-- Start --

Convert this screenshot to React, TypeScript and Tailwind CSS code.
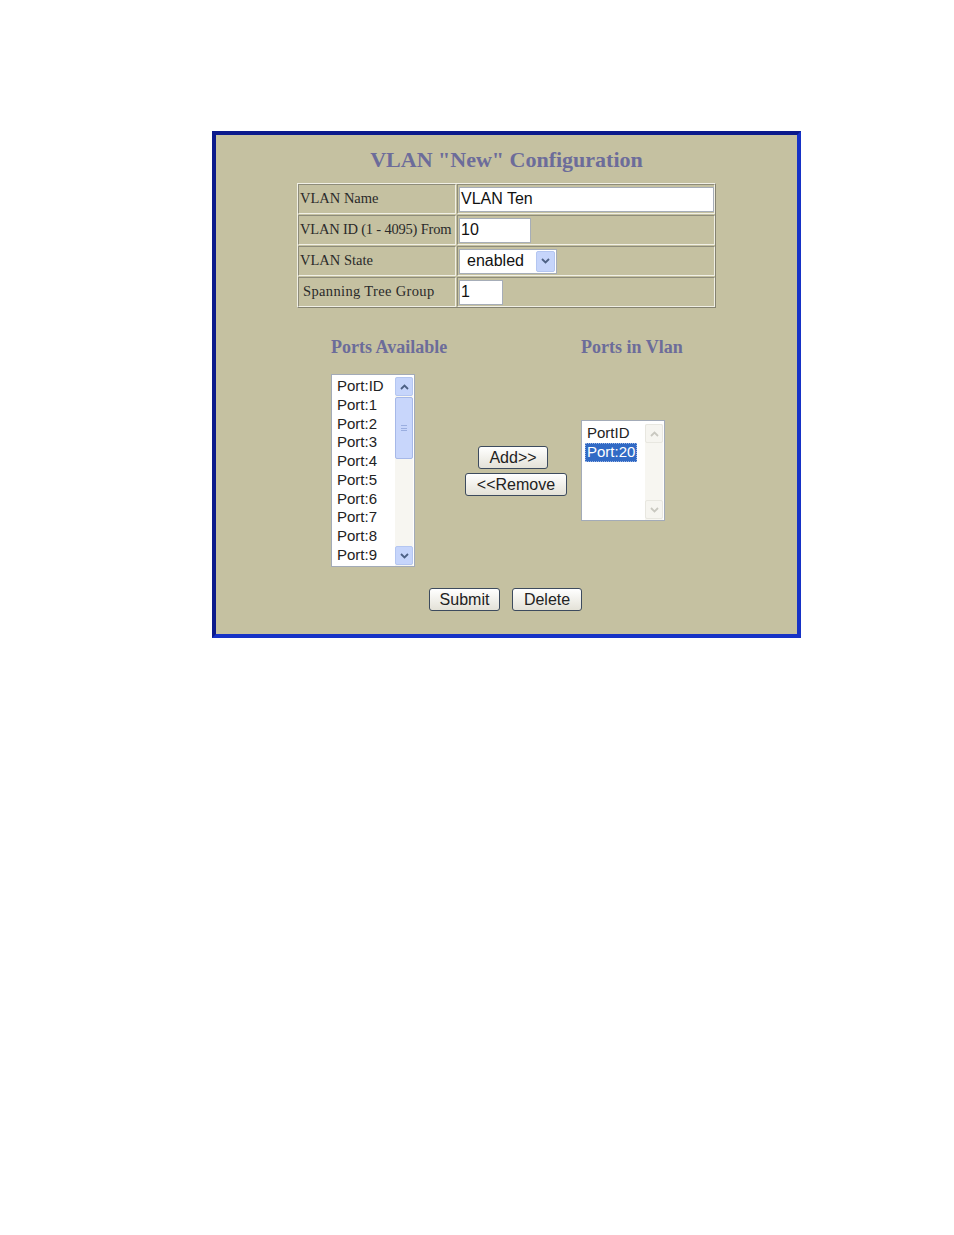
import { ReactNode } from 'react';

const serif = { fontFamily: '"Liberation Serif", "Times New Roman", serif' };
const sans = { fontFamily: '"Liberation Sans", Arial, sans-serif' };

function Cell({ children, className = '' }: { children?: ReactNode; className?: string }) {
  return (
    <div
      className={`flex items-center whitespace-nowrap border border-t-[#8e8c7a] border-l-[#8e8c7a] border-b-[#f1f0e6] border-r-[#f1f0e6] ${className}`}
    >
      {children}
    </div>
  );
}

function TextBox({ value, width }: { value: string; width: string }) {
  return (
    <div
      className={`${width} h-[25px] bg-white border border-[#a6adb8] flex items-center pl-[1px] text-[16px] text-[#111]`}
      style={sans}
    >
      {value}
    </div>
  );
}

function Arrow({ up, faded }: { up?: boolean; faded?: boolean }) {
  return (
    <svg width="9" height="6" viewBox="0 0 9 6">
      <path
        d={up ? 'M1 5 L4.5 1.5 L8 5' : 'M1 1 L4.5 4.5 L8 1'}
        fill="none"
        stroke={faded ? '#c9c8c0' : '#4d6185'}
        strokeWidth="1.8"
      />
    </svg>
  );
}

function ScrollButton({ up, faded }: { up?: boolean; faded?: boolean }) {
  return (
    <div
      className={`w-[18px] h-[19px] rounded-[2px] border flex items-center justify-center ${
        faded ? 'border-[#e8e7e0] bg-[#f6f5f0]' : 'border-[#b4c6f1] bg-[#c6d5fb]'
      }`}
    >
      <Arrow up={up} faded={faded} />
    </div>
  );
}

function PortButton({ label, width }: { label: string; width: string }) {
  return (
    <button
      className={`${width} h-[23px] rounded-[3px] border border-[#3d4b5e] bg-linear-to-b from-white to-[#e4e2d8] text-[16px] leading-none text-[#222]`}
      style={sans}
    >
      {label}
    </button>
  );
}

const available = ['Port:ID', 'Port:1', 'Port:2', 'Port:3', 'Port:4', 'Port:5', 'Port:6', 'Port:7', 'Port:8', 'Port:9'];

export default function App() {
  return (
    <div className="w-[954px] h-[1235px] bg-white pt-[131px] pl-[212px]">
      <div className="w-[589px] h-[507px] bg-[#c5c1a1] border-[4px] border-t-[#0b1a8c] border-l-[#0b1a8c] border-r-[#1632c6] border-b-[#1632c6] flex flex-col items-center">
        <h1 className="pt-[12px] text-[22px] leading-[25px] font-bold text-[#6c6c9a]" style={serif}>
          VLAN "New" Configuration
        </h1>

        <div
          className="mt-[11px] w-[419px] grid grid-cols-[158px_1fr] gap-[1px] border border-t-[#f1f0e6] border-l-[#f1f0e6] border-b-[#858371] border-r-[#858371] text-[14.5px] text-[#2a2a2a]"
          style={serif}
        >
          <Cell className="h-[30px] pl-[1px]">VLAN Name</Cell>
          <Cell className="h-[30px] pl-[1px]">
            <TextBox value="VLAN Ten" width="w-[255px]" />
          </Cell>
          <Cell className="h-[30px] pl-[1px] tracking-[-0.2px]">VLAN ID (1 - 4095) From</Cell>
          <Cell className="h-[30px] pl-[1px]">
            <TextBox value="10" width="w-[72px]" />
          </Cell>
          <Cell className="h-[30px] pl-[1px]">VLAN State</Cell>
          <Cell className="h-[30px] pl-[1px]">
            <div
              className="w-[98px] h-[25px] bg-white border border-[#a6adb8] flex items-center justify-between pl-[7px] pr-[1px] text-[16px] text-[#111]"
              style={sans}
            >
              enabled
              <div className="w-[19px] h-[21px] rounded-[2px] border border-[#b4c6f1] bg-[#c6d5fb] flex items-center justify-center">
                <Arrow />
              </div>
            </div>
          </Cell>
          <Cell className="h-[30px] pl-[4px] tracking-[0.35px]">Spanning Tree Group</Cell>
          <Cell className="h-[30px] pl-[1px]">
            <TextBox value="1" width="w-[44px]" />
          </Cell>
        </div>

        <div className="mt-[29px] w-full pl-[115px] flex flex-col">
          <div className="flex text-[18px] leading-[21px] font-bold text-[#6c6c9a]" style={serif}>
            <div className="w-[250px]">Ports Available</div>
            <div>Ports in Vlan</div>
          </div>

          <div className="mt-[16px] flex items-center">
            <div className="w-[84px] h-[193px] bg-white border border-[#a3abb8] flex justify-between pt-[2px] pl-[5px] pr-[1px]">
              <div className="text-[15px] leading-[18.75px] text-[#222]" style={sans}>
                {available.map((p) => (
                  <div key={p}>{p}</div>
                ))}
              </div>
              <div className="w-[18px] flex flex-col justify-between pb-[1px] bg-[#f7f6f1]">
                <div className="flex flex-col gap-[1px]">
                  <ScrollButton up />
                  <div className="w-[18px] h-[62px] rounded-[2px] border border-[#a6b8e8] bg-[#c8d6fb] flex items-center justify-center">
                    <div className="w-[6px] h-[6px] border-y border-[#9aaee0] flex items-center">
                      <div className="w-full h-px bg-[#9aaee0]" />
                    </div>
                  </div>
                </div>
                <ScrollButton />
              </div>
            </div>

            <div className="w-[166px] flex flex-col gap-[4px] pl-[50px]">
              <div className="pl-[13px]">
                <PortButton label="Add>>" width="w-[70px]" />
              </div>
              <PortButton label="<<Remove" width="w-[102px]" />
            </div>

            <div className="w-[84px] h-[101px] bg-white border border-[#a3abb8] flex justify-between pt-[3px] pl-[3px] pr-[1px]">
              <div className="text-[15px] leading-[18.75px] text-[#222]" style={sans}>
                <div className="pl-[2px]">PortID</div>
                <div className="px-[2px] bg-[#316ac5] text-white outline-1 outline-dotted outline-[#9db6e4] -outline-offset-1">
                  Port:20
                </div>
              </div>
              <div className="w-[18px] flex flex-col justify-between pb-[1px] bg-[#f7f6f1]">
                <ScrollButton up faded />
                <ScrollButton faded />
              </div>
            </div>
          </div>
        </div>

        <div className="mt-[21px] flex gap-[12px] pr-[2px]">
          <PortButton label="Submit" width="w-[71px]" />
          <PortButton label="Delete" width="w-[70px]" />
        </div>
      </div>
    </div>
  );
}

-- End --
-- Start --

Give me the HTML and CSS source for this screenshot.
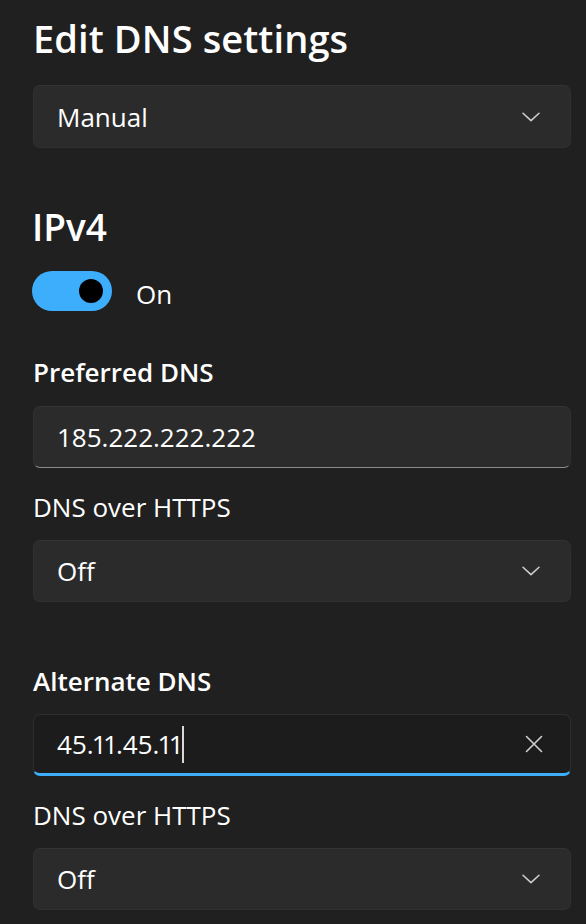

-- End --

# Task brief:
Give only the number of lines in the entries that contain "screenshot".

# Task solution:
2